Copy out each line in the material below that has the word "index".

▸ AVAILABLE DATA:

------------------------------

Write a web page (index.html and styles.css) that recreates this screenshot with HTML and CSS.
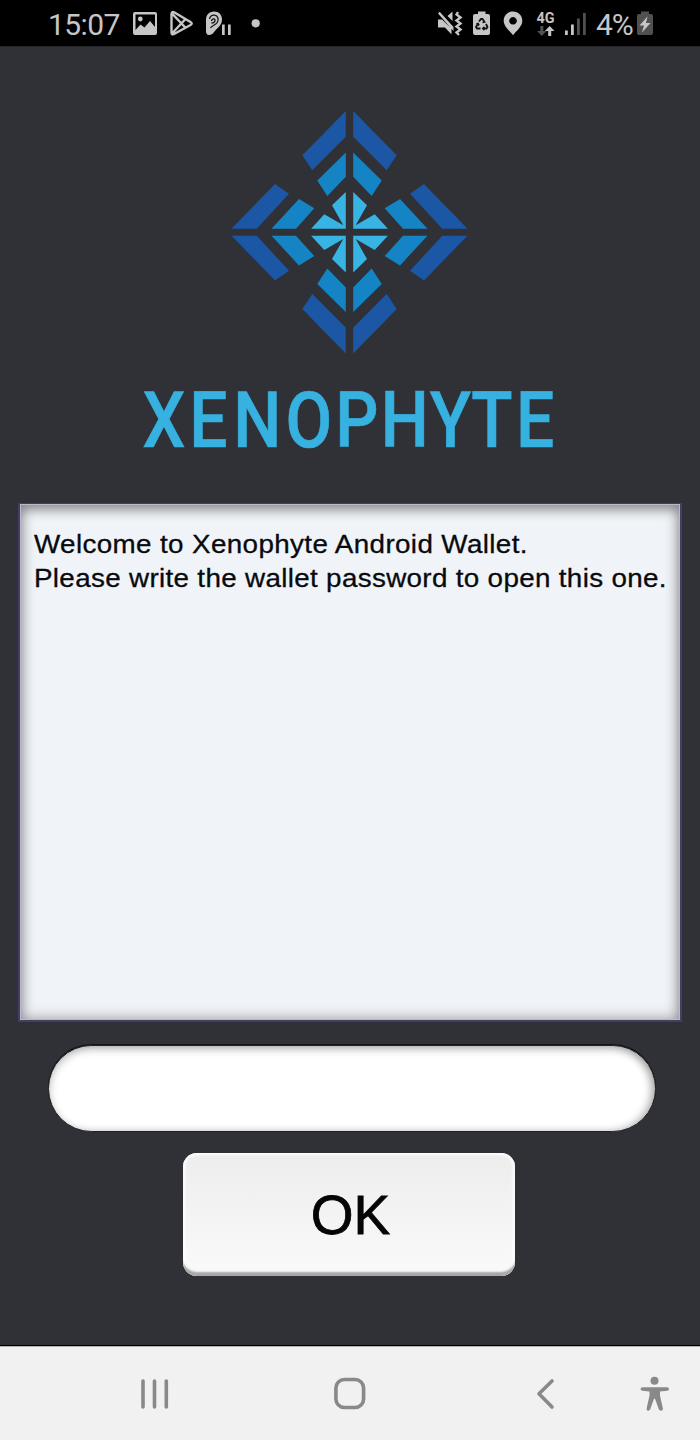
FILE: index.html
```html
<!DOCTYPE html>
<html lang="en">
<head>
<meta charset="utf-8">
<title>Xenophyte Wallet</title>
<link rel="stylesheet" href="styles.css">
</head>
<body>
<header class="status">
  <span class="clock">15:07</span>
  <svg class="status-left" width="132" height="46" viewBox="130 0 132 46">
    <path fill-rule="evenodd" d="M135 12h20q2 0 2 2v19q0 2-2 2h-20q-2 0-2-2V14q0-2 2-2zm.5 2.500v15.500l5-5.500 4 3 5.500-6.500 5 6v-12.500z"/>
    <circle cx="140.300" cy="19" r="2.400"/>
    <path class="line" d="M171.500 14.500v18q0 3 3 1.300l16-8.800q2.500-1.500 0-3l-16-9.500q-3-1.500-3 2zM172 13.500l13.500 14.300M172 33.500l13.500-14.500"/>
    <path d="M214 11.500c5 0 8 3.500 8 8 0 6-5 8.500-7.500 12-1.500 2.500-3.500 3.500-5.500 3.500-2.300 0-3-2-3-4V20c0-5 3-8.500 8-8.500z"/>
    <path class="ear" d="M209.500 19c.5-3 3-4.300 5.200-3.800 3.500.7 4.300 4.300 2.500 7.300-1.800 2.700-5 2.800-6.700 5.500M211.500 21c.5-2.500 3.500-3 3.500-.7s-2.500 2.700-3.500 2.700"/>
    <path d="M222 24.500h2.700V35H222zM228 24.500h2.700V35H228z"/>
    <circle cx="255.700" cy="23.300" r="4.100"/>
  </svg>
  <svg class="status-right" width="155" height="46" viewBox="436 0 155 46">
    <path d="M438 19.500h4l9.500 9v6l-6.500-7h-7zM438 13.500l1.700-1.700L453.500 27v4zM447.500 16l5-4.500v9.500z"/>
    <path class="line" d="M458 12l-1.500 2.500 4 3-4 3 4 3-4 3 4 3-4 3L459 35"/>
    <path d="M478 11.500h7.500V14h2.500q2 0 2 2v17q0 2-2 2h-13q-2 0-2-2V16q0-2 2-2h3z"/>
    <path class="recycle" d="M479 21.500l2-2.500h1.500l2 3M486 24l1.500 3-1 1.500h-3.500M480.500 28.500h-3.500l-1-1.500 2-3.500M483.500 20.500l1 1.500-2 .5M484.500 27l-1.500 1.500 1.500 1.500M476.500 24l1.500-.5 1 2"/>
    <path fill-rule="evenodd" d="M513 11.500c5.300 0 9.300 4 9.300 9.200 0 6-6.300 10.300-9.300 14.600-3-4.300-9.300-8.600-9.300-14.600 0-5.200 4-9.200 9.300-9.200zm0 5.500a3.800 3.800 0 1 0 .01 0z"/>
    <text class="network" x="536.500" y="23" textLength="18" lengthAdjust="spacingAndGlyphs">4G</text>
    <path class="dim" d="M540.300 26h3v5h3.200l-4.700 5-4.700-5h3.200z"/>
    <path d="M548.200 36h3v-5h3.300l-4.800-5-4.800 5h3.300z"/>
    <path d="M565 30.500h2.800V35H565zM571 24.500h2.800V35H571z"/>
    <path class="dim" d="M577 18.500h2.800V35H577zM583 13h2.800v22H583z"/>
  </svg>
  <span class="percent">4%</span>
  <svg class="battery" width="16" height="46" viewBox="637 0 16 46">
    <path class="dim" d="M641 11.500h8V14h2q2 0 2 2v17q0 2-2 2h-12q-2 0-2-2V16q0-2 2-2h2z"/>
    <path d="M647.500 16.500l-8 9h4.500l-2 7 8.500-9.500H646z"/>
  </svg>
</header>
<main class="app">
  <svg class="logo" width="430" height="380" viewBox="135 100 430 380" role="img" aria-label="Xenophyte">
    <defs>
      <g id="quadrant">
        <path class="deep" d="M345.800 111v25.700L312.300 170.300l-10-15zM231.500 228.700L275 184l14 9.700-32.300 35z"/>
        <path class="mid" d="M345.800 152.500v24.300L327.300 196l-10-15.500zM271.500 228.700L299 199l15.300 9.300-18.300 20.400z"/>
        <path class="light" d="M345.800 192v36.700h-34.700l13.200-14.400 19 11-11.300-20z"/>
      </g>
    </defs>
    <use href="#quadrant"/>
    <use href="#quadrant" transform="matrix(-1 0 0 1 699 0)"/>
    <use href="#quadrant" transform="matrix(1 0 0 -1 0 464.400)"/>
    <use href="#quadrant" transform="matrix(-1 0 0 -1 699 464.400)"/>
    <text class="wordmark" transform="scale(.88 1)" y="447.300" x="186.300 236.800 292.400 351.100 405.400 459.900 511.900 559.100 608.200">XENOPHYTE</text>
  </svg>
  <section class="message">
    <p class="first">Welcome to Xenophyte Android Wallet.</p>
    <p class="second">Please write the wallet password to open this one.</p>
  </section>
  <input class="password" type="password" aria-label="Wallet password">
  <button class="ok">OK</button>
</main>
<nav class="nav">
  <svg width="700" height="94" viewBox="0 1346 700 94">
    <g class="stroke">
      <path d="M143 1381v26M154.500 1381v26M166.300 1381v26"/>
      <rect x="335.900" y="1379.500" width="27.700" height="28" rx="8.500"/>
      <path d="M552 1381l-13 12.700 13 13.300"/>
    </g>
    <g class="person">
      <circle cx="654.500" cy="1380.700" r="4"/>
      <path d="M642.400 1387.200h24.800q1.800 0 1.800 1.800t-1.800 1.800l-7.200.7v4l3 13.500q-1.500 3.300-4 .7l-4-11h-1l-4 11q-2.500 2.600-3.500-.7l3-13.500v-4l-7.100-.7q-1.800 0-1.800-1.800t1.800-1.800z"/>
    </g>
  </svg>
</nav>
</body>
</html>
```
FILE: styles.css
```css
* { box-sizing: border-box; }
body {
  margin: 0;
  width: 700px;
  height: 1440px;
  display: flex;
  flex-direction: column;
  background: #303136;
  font-family: "Liberation Sans", Arial, sans-serif;
}
svg { display: block; flex: none; }
.status {
  height: 47px;
  display: flex;
  padding-left: 48px;
  background: #000;
  border-bottom: 1px solid #29272c;
  color: #c6c6c6;
  fill: #c6c6c6;
  font: 30px/49px Roboto, sans-serif;
}
.clock { width: 82px; letter-spacing: -.6px; }
.status-right { margin-left: 174px; }
.percent { width: 46px; padding-left: 5px; letter-spacing: -1px; }
.line { fill: none; stroke: #c6c6c6; stroke-width: 2.4; }
.ear { fill: none; stroke: #111; stroke-width: 1.3; }
.recycle { fill: none; stroke: #111; stroke-width: 1.8; }
.dim { fill: #505050; }
.network { font: 700 14px Roboto, sans-serif; }
.app {
  flex: 1;
  display: flex;
  flex-direction: column;
  align-items: center;
  padding-top: 53px;
}
.deep { fill: #1b57a5; }
.mid { fill: #1484c5; }
.light { fill: #38b4e4; }
.wordmark {
  fill: #36b1e0;
  stroke: #36b1e0;
  stroke-width: .6;
  font: 500 77px Roboto, sans-serif;
  text-anchor: middle;
}
.message {
  width: 664px;
  height: 519px;
  margin-top: 23px;
  padding: 23px 0 0 14px;
  border: solid #443d68;
  border-width: 1px 2px 2px;
  background: #f0f4f8;
  box-shadow: inset 0 0 0 1px #b9b9ca, inset 0 6px 12px rgba(0,0,0,.28), inset 0 0 13px 3px rgba(0,0,0,.28);
}
.message p {
  width: max-content;
  margin: 0;
  color: #080a0e;
  font-size: 25.5px;
  line-height: 34px;
  white-space: nowrap;
  transform: scaleX(1.09);
  transform-origin: left;
  -webkit-text-stroke: .3px #080a0e;
}
.first { letter-spacing: .34px; }
.second { letter-spacing: .3px; }
.password {
  width: 608px;
  height: 87px;
  margin: 23px 0 0 4px;
  padding: 0 40px;
  border: 1px solid #202124;
  border-radius: 44px;
  background: #fff;
  box-shadow: inset 0 3px 9px rgba(0,0,0,.25), inset -5px 0 8px -1px rgba(0,0,0,.22), 0 -1px 0 #151518;
  font-size: 28px;
}
.ok {
  width: 332px;
  height: 123px;
  margin: 21px 2px 0 0;
  padding: 0 0 0 3px;
  border: 0;
  border-radius: 14px;
  background: linear-gradient(#ededee, #fafafb);
  box-shadow: inset 0 -5px 2px -1px #a5a6a5, inset 0 0 3px 2px #fff;
  color: #050505;
  font: 55px/125px "Liberation Sans", Arial, sans-serif;
  -webkit-text-stroke: .8px #050505;
}
.nav {
  height: 95px;
  border-top: 1px solid #000;
  background: #f1f1f1;
  box-shadow: inset 0 1px #b5b5b5;
}
.stroke { fill: none; stroke: #898989; stroke-width: 3.6; stroke-linecap: round; stroke-linejoin: round; }
.person { fill: #898989; }
```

------------------------------

▸ WRITTEN ANSWER:
Write a web page (index.html and styles.css) that recreates this screenshot with HTML and CSS.
FILE: index.html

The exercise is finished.